Wer die erzählerische Zeitlupe freilich annimmt, die eine sich brav mit Totaler und Halbtotaler begnügende Kamera noch verlangsamt, kann ein liebevoll inszeniertes Kindertheater sehen, das in Klaus Marschalls Regie schon lange im Augsburger Stammhaus über die Bühne geht.

Mit den drei Königen, die zunächst dem Sternbild des Esels (!) folgen, mit Maria und ihrem Josef, den sie frei nach Kishon ihren „besten Zimmermann von allen“ nennt und der auch in der Kinderfassung die Knute der Römer in aller Härte zu spüren bekommt. Mit sachtem Witz für Erwachsene („Die Nase hat er von Gottvater!“) und einem musikalischen Bekenntnis, das aufs Geschwindel der verschneiten deutschen Alpenkrippe pfeift, in dem es beherzt die Klezmer-Klarinette der Juden bläst.

Es singt sogar das Dromedar

Es singt der Esel, es singen Beduinenfrau und weises Dromedar. Wer genau hinhört, lauscht gar Wagners „Treulich geführt“, wenn Ma­ria und Josef heiraten. Und er hört die gegenwartskritischen Töne, die Ochs und Hirte auf den Lippen führen, wenn sie „verbrannte Erde an den Grenzen“ beklagen, und die Plage der Bürokratie, denn „der Herr braucht keine Liste“.

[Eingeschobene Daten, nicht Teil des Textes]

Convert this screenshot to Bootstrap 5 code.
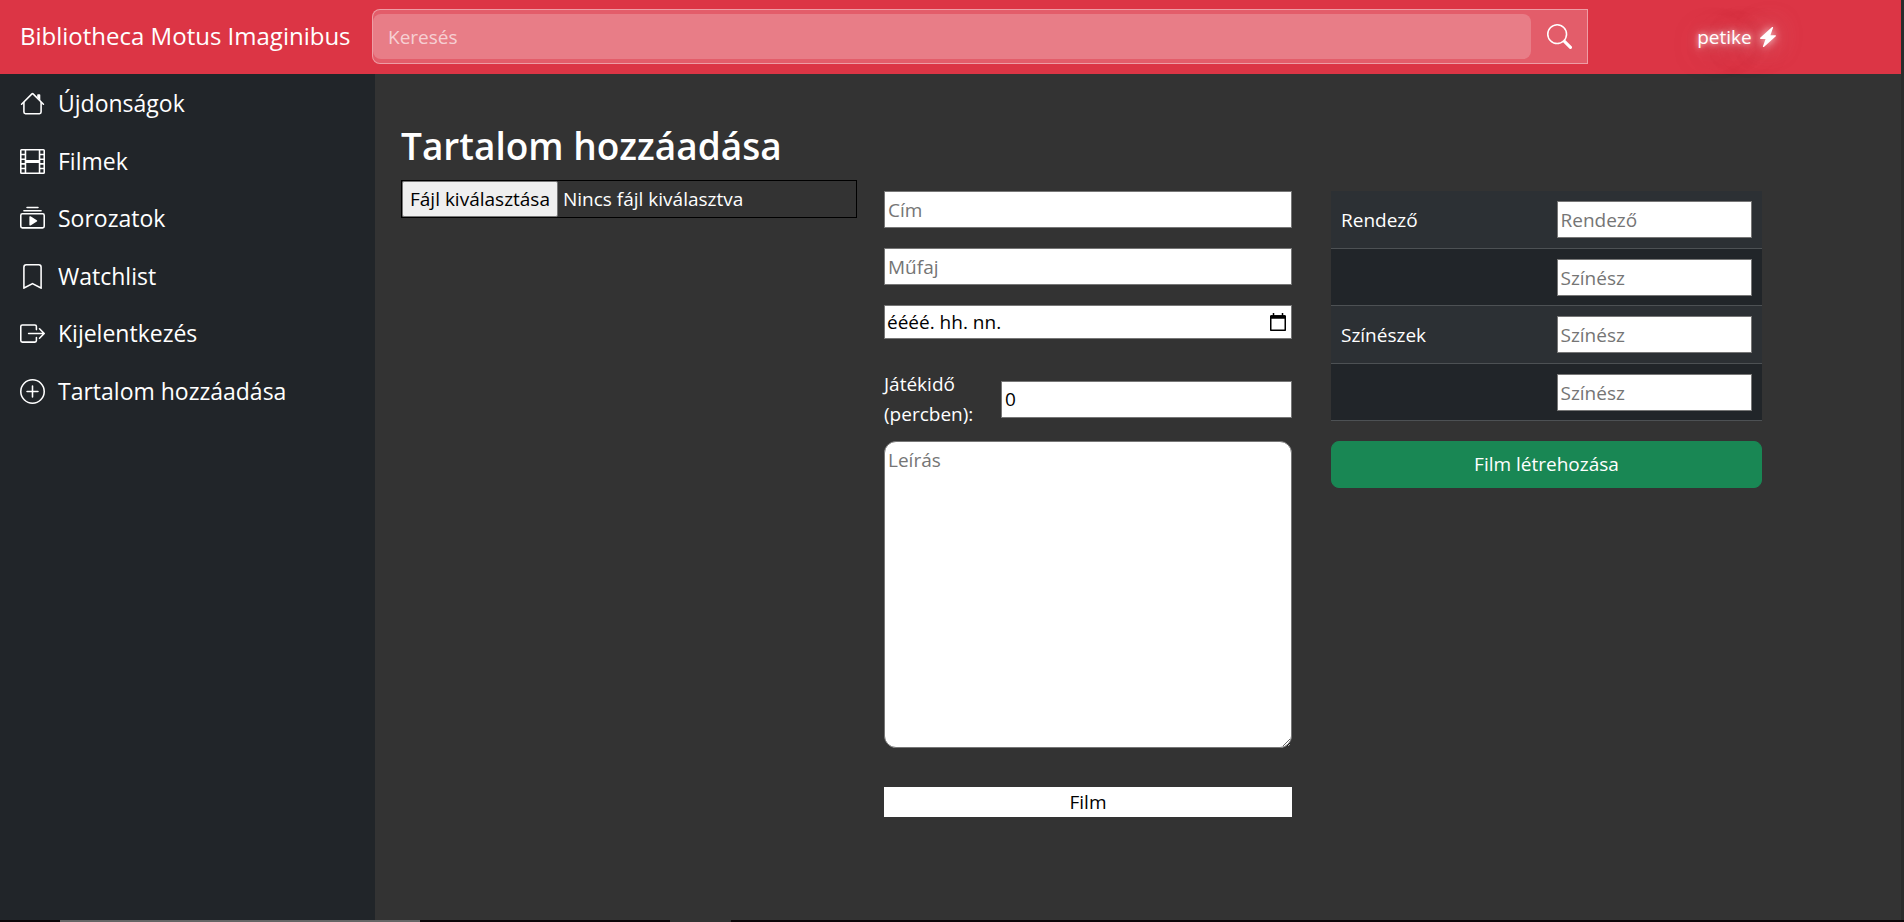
<!DOCTYPE html>
<html lang="hu">
<head>
<meta charset="utf-8">
<meta name="viewport" content="width=device-width, initial-scale=1">
<title>Bibliotheca Motus Imaginibus</title>
<link href="https://cdn.jsdelivr.net/npm/bootstrap@5.3.0/dist/css/bootstrap.min.css" rel="stylesheet">
<style>
  body { font-family: "Open Sans", "Noto Sans", sans-serif; font-size: 19px; line-height: 30px; color: #fff; background: #2b2b2b; }
  .page-shell { margin-right: 3px; background: #333; }
  .topbar { height: 74px; padding-bottom: 1px; background: #dc3545; position: relative; z-index: 2; }
  .brand-col { width: 372px; padding-left: 20px; flex: none; }
  .brand-link { font-size: 24px; color: #fff; text-decoration: none; white-space: nowrap; }
  .search-box { width: 1216px; height: 55px; padding: 4px 0; background: rgba(255,255,255,.2); border: 1px solid rgba(255,255,255,.4); border-radius: 8px 0 0 8px; flex: 0 1 auto; }
  .search-field { border: 0; border-radius: 8px; padding: 0 15px; color: #fff; background: rgba(255,255,255,.2); min-width: 0; }
  .search-field::placeholder { color: rgba(255,255,255,.65); opacity: 1; }
  .search-btn { width: 56px; border: 0; background: none; color: #fff; padding: 0; line-height: 1; }
  .user-col { padding-right: 16px; }
  .user-link { display: inline-flex; align-items: center; gap: 8px; color: #fff; text-decoration: none; text-shadow: 0 0 5px rgba(255,255,255,.7), 0 0 14px rgba(255,255,255,.6), 8px 4px 32px rgba(190,190,190,.5), 16px 16px 60px rgba(0,150,150,.3); }
  .user-link svg { filter: drop-shadow(0 0 4px rgba(255,255,255,.8)) drop-shadow(0 0 12px rgba(230,220,220,.5)); }
  .side-menu { width: 375px; flex: none; background: #212529; }
  .side-link { display: flex; align-items: center; gap: 13px; padding: 14px 20px; font-size: 23px; line-height: 30px; color: #fff; text-decoration: none; }
  .side-list li:nth-child(even) .side-link { padding-bottom: 13px; }
  .page-body { padding: 48px 139px 0 26px; }
  .page-title { font-size: 37px; font-weight: 600; line-height: 48px; margin: 0 0 10px; }
  .form-grid { display: grid; grid-template-columns: 456fr 435fr 470fr; }
  .col-mid { margin: 11px 0 0 27px; }
  .col-end { margin: 11px 0 0 39px; }
  .file-pick { height: 38px; border: 1px solid #000; cursor: pointer; }
  .file-btn { background: #efefef; color: #000; border: 1px solid #767676; border-radius: 2px; padding: 0 7px; line-height: 34px; margin-right: 5px; }
  .plain-field { display: block; width: 100%; height: 37px; border: 1px solid #767676; border-radius: 0; padding: 0 3px; background: #fff; color: #000; }
  .plain-field::placeholder { color: #757575; opacity: 1; }
  .field-stack { display: grid; gap: 20px; }
  .date-field { height: 34px; padding: 0 2px; }
  .date-field::placeholder { color: #000; }
  .date-btn { position: absolute; right: 5px; top: 7px; border: 0; background: none; padding: 0; line-height: 1; color: #000; }
  .length-row { display: grid; grid-template-columns: 117fr 291fr; align-items: center; margin: 30px 0 12px; }
  .story-field { height: 307px; border-radius: 12px; padding: 3px; }
  .kind-select { display: block; width: 100%; height: 30px; margin-top: 39px; border: 0; appearance: none; background: #fff; color: #000; text-align: center; padding: 0; }
  .cast-table { --bs-table-bg: #212529; --bs-table-striped-bg: #2c3034; margin-bottom: 20px; table-layout: fixed; color: #fff; }
  .cast-table td, .cast-table th { width: 50%; padding: 10px; font-weight: 400; vertical-align: middle; border-bottom: 1px solid #4d5154; }
  .cast-table tr:nth-child(even) > * { padding-bottom: 9px; }
  .create-btn { height: 47px; border-radius: 8px; font-size: 19px; padding: 0; }
  .edge-strip { height: 2px; margin-right: -3px; background: linear-gradient(90deg, #0b0508 60px, #666 60px 420px, #0b0508 420px 670px, #333 670px 731px, #0b0508 731px); }
</style>
</head>
<body>
<div class="page-shell d-flex flex-column min-vh-100">
  <header class="topbar d-flex align-items-center">
    <div class="brand-col"><a class="brand-link" href="#">Bibliotheca Motus Imaginibus</a></div>
    <form class="search-box d-flex" role="search">
      <input class="search-field flex-grow-1" type="search" placeholder="Keresés" aria-label="Keresés">
      <button class="search-btn" type="button" aria-label="Keresés indítása">
        <svg width="25" height="25" viewBox="0 0 16 16" fill="currentColor"><path d="M11.742 10.344a6.5 6.5 0 1 0-1.397 1.398h-.001c.03.04.062.078.098.115l3.85 3.85a1 1 0 0 0 1.415-1.414l-3.85-3.85a1.007 1.007 0 0 0-.115-.1zM12 6.5a5.5 5.5 0 1 1-11 0 5.5 5.5 0 0 1 11 0z"/></svg>
      </button>
    </form>
    <div class="user-col flex-grow-1 text-center">
      <a class="user-link" href="#">petike
        <svg width="16" height="20" viewBox="2.500 0 11 16" preserveAspectRatio="none" fill="currentColor" aria-hidden="true"><path d="M11.251.068a.5.5 0 0 1 .227.58L9.677 6.5H13a.5.5 0 0 1 .364.843l-8 8.5a.5.5 0 0 1-.842-.49L6.323 9.5H3a.5.5 0 0 1-.364-.843l8-8.5a.5.5 0 0 1 .615-.09z"/></svg></a>
    </div>
  </header>

  <div class="d-flex flex-grow-1">
    <nav class="side-menu">
      <ul class="side-list list-unstyled mb-0">
        <li><a class="side-link" href="#"><svg width="25" height="25" viewBox="0 0 16 16" fill="currentColor"><path fill-rule="evenodd" d="M2 13.5V7h1v6.5a.5.5 0 0 0 .5.5h9a.5.5 0 0 0 .5-.5V7h1v6.5a1.5 1.5 0 0 1-1.5 1.5h-9A1.5 1.5 0 0 1 2 13.5zm11-11V6l-2-2V2.5a.5.5 0 0 1 .5-.5h1a.5.5 0 0 1 .5.5z"/><path fill-rule="evenodd" d="M7.293 1.5a1 1 0 0 1 1.414 0l6.647 6.646a.5.5 0 0 1-.708.708L8 2.207 1.354 8.854a.5.5 0 1 1-.708-.708L7.293 1.5z"/></svg>Újdonságok</a></li>
        <li><a class="side-link" href="#"><svg width="25" height="25" viewBox="0 0 16 16" fill="currentColor"><path d="M0 1a1 1 0 0 1 1-1h14a1 1 0 0 1 1 1v14a1 1 0 0 1-1 1H1a1 1 0 0 1-1-1V1zm4 0v6h8V1H4zm8 8H4v6h8V9zM1 1v2h2V1H1zm2 3H1v2h2V4zM1 7v2h2V7H1zm2 3H1v2h2v-2zm-2 3v2h2v-2H1zM15 1h-2v2h2V1zm-2 3v2h2V4h-2zm2 3h-2v2h2V7zm-2 3v2h2v-2h-2zm2 3h-2v2h2v-2z"/></svg>Filmek</a></li>
        <li><a class="side-link" href="#"><svg width="25" height="25" viewBox="0 0 16 16" fill="currentColor"><path d="M2.5 3.5a.5.5 0 0 1 0-1h11a.5.5 0 0 1 0 1h-11zm2-2a.5.5 0 0 1 0-1h7a.5.5 0 0 1 0 1h-7zM0 13a1.5 1.5 0 0 0 1.5 1.5h13A1.5 1.5 0 0 0 16 13V6a1.5 1.5 0 0 0-1.5-1.5h-13A1.5 1.5 0 0 0 0 6v7zm1.5.5A.5.5 0 0 1 1 13V6a.5.5 0 0 1 .5-.5h13a.5.5 0 0 1 .5.5v7a.5.5 0 0 1-.5.5h-13z"/><path d="M6.258 6.563a.5.5 0 0 1 .507.013l4 2.5a.5.5 0 0 1 0 .848l-4 2.5A.5.5 0 0 1 6 12V7a.5.5 0 0 1 .258-.437z"/></svg>Sorozatok</a></li>
        <li><a class="side-link" href="#"><svg width="25" height="25" viewBox="0 0 16 16" fill="currentColor"><path d="M2 2a2 2 0 0 1 2-2h8a2 2 0 0 1 2 2v13.5a.5.5 0 0 1-.777.416L8 13.101l-5.223 2.815A.5.5 0 0 1 2 15.5V2zm2-1a1 1 0 0 0-1 1v12.566l4.723-2.482a.5.5 0 0 1 .554 0L13 14.566V2a1 1 0 0 0-1-1H4z"/></svg>Watchlist</a></li>
        <li><a class="side-link" href="#"><svg width="25" height="25" viewBox="0 0 16 16" fill="currentColor"><path fill-rule="evenodd" d="M10 12.5a.5.5 0 0 1-.5.5h-8a.5.5 0 0 1-.5-.5v-9a.5.5 0 0 1 .5-.5h8a.5.5 0 0 1 .5.5v2a.5.5 0 0 0 1 0v-2A1.5 1.5 0 0 0 9.5 2h-8A1.5 1.5 0 0 0 0 3.5v9A1.5 1.5 0 0 0 1.5 14h8a1.5 1.5 0 0 0 1.5-1.5v-2a.5.5 0 0 0-1 0v2z"/><path fill-rule="evenodd" d="M15.854 8.354a.5.5 0 0 0 0-.708l-3-3a.5.5 0 0 0-.708.708L14.293 7.5H5.5a.5.5 0 0 0 0 1h8.793l-2.147 2.146a.5.5 0 0 0 .708.708l3-3z"/></svg>Kijelentkezés</a></li>
        <li><a class="side-link" href="#"><svg width="25" height="25" viewBox="0 0 16 16" fill="currentColor"><path d="M8 15A7 7 0 1 1 8 1a7 7 0 0 1 0 14zm0 1A8 8 0 1 0 8 0a8 8 0 0 0 0 16z"/><path d="M8 4a.5.5 0 0 1 .5.5v3h3a.5.5 0 0 1 0 1h-3v3a.5.5 0 0 1-1 0v-3h-3a.5.5 0 0 1 0-1h3v-3A.5.5 0 0 1 8 4z"/></svg>Tartalom hozzáadása</a></li>
      </ul>
    </nav>

    <main class="page-body flex-grow-1">
      <h1 class="page-title">Tartalom hozzáadása</h1>
      <form class="form-grid">
        <div>
          <label class="file-pick d-flex align-items-center position-relative"><input class="visually-hidden" type="file"><span class="file-btn">Fájl kiválasztása</span><span>Nincs fájl kiválasztva</span></label>
        </div>
        <div class="col-mid">
          <div class="field-stack">
            <input class="plain-field" type="text" placeholder="Cím" aria-label="Cím">
            <input class="plain-field" type="text" placeholder="Műfaj" aria-label="Műfaj">
            <div class="position-relative">
              <input class="plain-field date-field" type="text" placeholder="éééé. hh. nn." aria-label="Megjelenés dátuma">
              <button class="date-btn" type="button" aria-label="Naptár megnyitása"><svg width="18" height="19" viewBox="0 0 18 19" fill="none" stroke="currentColor" stroke-width="1.5"><path d="M1.75 3h14.5v14.25H1.750z" stroke-linejoin="round"/><path d="M2 4h14" stroke-width="3.5"/><path d="M4.5 0v4M13.5 0v4"/></svg></button>
            </div>
          </div>
          <div class="length-row">
            <label for="hossz">Játékidő<br>(percben):</label>
            <input class="plain-field" id="hossz" type="number" value="0">
          </div>
          <textarea class="plain-field story-field" placeholder="Leírás" aria-label="Leírás"></textarea>
          <select class="kind-select" aria-label="Típus"><option>Film</option><option>Sorozat</option></select>
        </div>
        <div class="col-end">
          <table class="cast-table table table-dark table-striped">
            <tbody>
              <tr><th scope="row">Rendező</th><td><input class="plain-field" type="text" placeholder="Rendező" aria-label="Rendező"></td></tr>
              <tr><th></th><td><input class="plain-field" type="text" placeholder="Színész" aria-label="Első színész"></td></tr>
              <tr><th scope="row">Színészek</th><td><input class="plain-field" type="text" placeholder="Színész" aria-label="Második színész"></td></tr>
              <tr><th></th><td><input class="plain-field" type="text" placeholder="Színész" aria-label="Harmadik színész"></td></tr>
            </tbody>
          </table>
          <button class="create-btn btn btn-success w-100" type="button">Film létrehozása</button>
        </div>
      </form>
    </main>
  </div>
  <div class="edge-strip"></div>
</div>
<script src="https://cdn.jsdelivr.net/npm/bootstrap@5.3.0/dist/js/bootstrap.bundle.min.js"></script>
</body>
</html>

Gewiss, in seiner Betulichkeit tritt ab Sonntag, 27. November, wohl ein David mit dünnen Seilschaften an gegen jenen Goliath, den der Entertainment-Erlöser Disney zuverlässig zur gleichnamigen World bringt. Ist das dennoch ein Ereignis? Wenn, dann eines der sehr unspektakulären, sehr leisen, sehr unauffälligen Art. Aber war das nicht vor gut 2000 Jahren ganz ähnlich?

Fäden auf Erden – und altmodischen Zuschauern eventuell ein Wohlgefallen.